W wypadku wad oświadczenia woli, w tym braku swobody powzięcia decyzji i wyrażenia woli (art. 945 § 1 pkt 1 k.c.) lub jej ograniczenia (art. 945 § 1 pkt 3 k.c.), oświadczenie woli jest złożone, tylko jest ono wadliwe, natomiast w braku woli testowania (animi testandi) – jak powiedziałem – testator w ogóle nie złożył oświadczenia woli (czynność prawna niedokonana, nieistniejąca).
11. Możliwy jest całkowity brak woli testowania (co do treści całego testamentu) lub jej częściowy brak (co do treści tylko niektórych postanowień testamentowych), np. spadkodawca dokonał 4 rozrządzeń testamentowych (powołania do spadku, zapisu, polecenia, ustanowienia wykonawcy testamentu), a nie miał woli testowania tylko co do ustanowienia wykonawcy testamentu. Jak powiedziałem, wolę testowania bada się w chwili sporządzenia testamentu, a nie przed tym faktem lub po tym fakcie (była o tym mowa).
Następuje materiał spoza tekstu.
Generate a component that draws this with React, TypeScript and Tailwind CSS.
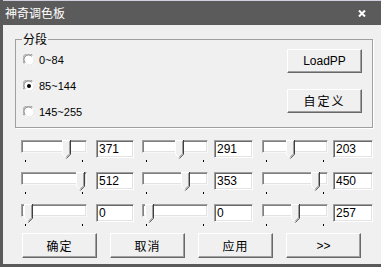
import type { ReactNode } from "react";

const LATIN = "font-['Liberation_Sans','Noto_Sans_CJK_SC',sans-serif]";
const CJK = "font-['Noto_Sans_CJK_SC','Liberation_Sans',sans-serif]";

const rows = [
  [371, 291, 203],
  [512, 353, 450],
  [0, 0, 257],
];

// margin-left of each control in a row: slider, text, slider, text, slider, text
const gaps = ["ml-[18px]", "ml-[9px]", "ml-[8px]", "ml-[6px]", "ml-[9px]", "ml-[5px]"];

function Radio({ checked }: { checked?: boolean }) {
  return (
    <svg width="12" height="12" viewBox="0 0 12 12" className="shrink-0">
      <circle cx="6" cy="6" r="5.5" fill="#ffffff" />
      <path d="M1.2 9.5 A5.5 5.5 0 0 1 9.5 1.2" fill="none" stroke="#a0a0a0" strokeWidth="1" />
      <path d="M2.2 8.8 A4.5 4.5 0 0 1 8.8 2.2" fill="none" stroke="#696969" strokeWidth="1" />
      <path d="M10.8 2.5 A5.5 5.5 0 0 1 2.5 10.8" fill="none" stroke="#f8f8f8" strokeWidth="1" />
      <path d="M9.8 3.2 A4.5 4.5 0 0 1 3.2 9.8" fill="none" stroke="#e3e3e3" strokeWidth="1" />
      {checked && <circle cx="6" cy="6" r="2" fill="#000000" />}
    </svg>
  );
}

function Btn({ children, className = "" }: { children: ReactNode; className?: string }) {
  return (
    <div
      className={`flex h-[24px] w-[75px] items-center justify-center border border-t-white border-l-white border-r-[#696969] border-b-[#696969] bg-[#f0f0f0] text-[12px] text-black shadow-[inset_-1px_-1px_0_#a0a0a0] ${className}`}
    >
      {children}
    </div>
  );
}

function Slider({ value, className = "" }: { value: number; className?: string }) {
  const left = 3 + Math.round((value / 512) * 52);
  return (
    <div className={`relative h-[18px] w-[66px] shrink-0 ${className}`}>
      <div className="h-[13px] border border-t-[#a0a0a0] border-l-[#a0a0a0] border-r-[#f8f8f8] border-b-[#f8f8f8] bg-white shadow-[inset_1px_1px_0_#808080,inset_-1px_-1px_0_#e3e3e3]" />
      <div className="mt-[7px] flex justify-between px-[4px]">
        <div className="h-[2px] w-[1px] bg-black" />
        <div className="h-[2px] w-[1px] bg-black" />
      </div>
      <svg width="9" height="19" viewBox="0 0 9 19" className="absolute top-0" style={{ left }}>
        <polygon points="0,0 8,0 8,14 4,18 0,14" fill="#f0f0f0" />
        <polyline points="0.5,14 0.5,0.5 7.5,0.5" fill="none" stroke="#ffffff" strokeWidth="1" />
        <polyline points="8.5,0 8.5,14.2 4.3,18.5" fill="none" stroke="#404040" strokeWidth="1" />
        <polyline points="7.5,1 7.5,13.8 4,17.3" fill="none" stroke="#a0a0a0" strokeWidth="1" />
        <line x1="0.5" y1="14" x2="4" y2="17.5" stroke="#ffffff" strokeWidth="1" />
      </svg>
    </div>
  );
}

function Field({ value, className = "" }: { value: number; className?: string }) {
  return (
    <div
      className={`flex h-[18px] shrink-0 items-center border border-t-[#a0a0a0] border-l-[#a0a0a0] border-r-white border-b-white bg-white pl-[2px] text-[12px] leading-none text-black shadow-[inset_1px_1px_0_#696969,inset_-1px_-1px_0_#e3e3e3] ${LATIN} ${className}`}
    >
      {value}
    </div>
  );
}

export default function App() {
  return (
    <div className={`flex h-[267px] w-[381px] flex-col border-b-[3px] border-l-[3px] border-[#5a5a5a] bg-[#f0f0f0] ${CJK}`}>
      {/* Title bar */}
      <div className="flex h-[25px] shrink-0 items-center justify-between border-t border-t-[#cfcfe0] bg-[#5b5b5b] pl-[2px] pr-[15px]">
        <span className="text-[12px] text-white">神奇调色板</span>
        <svg width="8" height="7" viewBox="0 0 8 7">
          <path d="M1 0.5 L7 6.5 M7 0.5 L1 6.5" stroke="#ffffff" strokeWidth="2" />
        </svg>
      </div>

      {/* Group box */}
      <div className="relative ml-[12px] mt-[14px] flex h-[89px] w-[358px] shrink-0 justify-between border border-[#a0a0a0] shadow-[1px_1px_0_#ffffff]">
        <span className="absolute -top-[9px] left-[6px] bg-[#f0f0f0] px-[1px] text-[12px] leading-[16px] text-black">分段</span>
        <div className={`ml-[7px] mt-[14px] flex flex-col gap-[14px] text-[11px] leading-[12px] text-black ${LATIN}`}>
          <div className="flex items-center gap-[4px]">
            <Radio />
            <span>0~84</span>
          </div>
          <div className="flex items-center gap-[4px]">
            <Radio checked />
            <span>85~144</span>
          </div>
          <div className="flex items-center gap-[4px]">
            <Radio />
            <span>145~255</span>
          </div>
        </div>
        <div className="mr-[10px] mt-[9px] flex flex-col gap-[16px]">
          <Btn className={LATIN}>LoadPP</Btn>
          <Btn className="tracking-[2px]">自定义</Btn>
        </div>
      </div>

      {/* Sliders */}
      <div className="mt-[12px] flex flex-col gap-[14px]">
        {rows.map((row, i) => (
          <div key={i} className="flex items-start">
            <Slider value={row[0]} className={gaps[0]} />
            <Field value={row[0]} className={`w-[38px] ${gaps[1]}`} />
            <Slider value={row[1]} className={gaps[2]} />
            <Field value={row[1]} className={`w-[39px] ${gaps[3]}`} />
            <Slider value={row[2]} className={gaps[4]} />
            <Field value={row[2]} className={`w-[40px] ${gaps[5]}`} />
          </div>
        ))}
      </div>

      {/* Bottom buttons */}
      <div className="ml-[19px] mt-[11px] flex gap-[13px]">
        <Btn className="h-[25px] tracking-[1px]">确定</Btn>
        <Btn className="h-[25px] tracking-[1px]">取消</Btn>
        <Btn className="h-[25px] tracking-[1px]">应用</Btn>
        <Btn className={`h-[25px] text-[10px] ${LATIN}`}>&gt;&gt;</Btn>
      </div>
    </div>
  );
}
Wola testowania (animus testandi) może zmieniać się czasowo. W danym momencie mogła być, a potem lub przedtem mogło jej nie być. Może ona skrystalizować się, urzeczywistnić w postaci sporządzenia testamentu lub nie urzeczywistnić się, nie spełnić się, nie zrealizować. W tym ostatnim wypadku był to tylko zamiar sporządzenia testamentu, który nie został urzeczywistniony, zrealizowany, skrystalizowany.
12. Konkludując, należy stwierdzić, że orzeczenie SN nie jest trafne.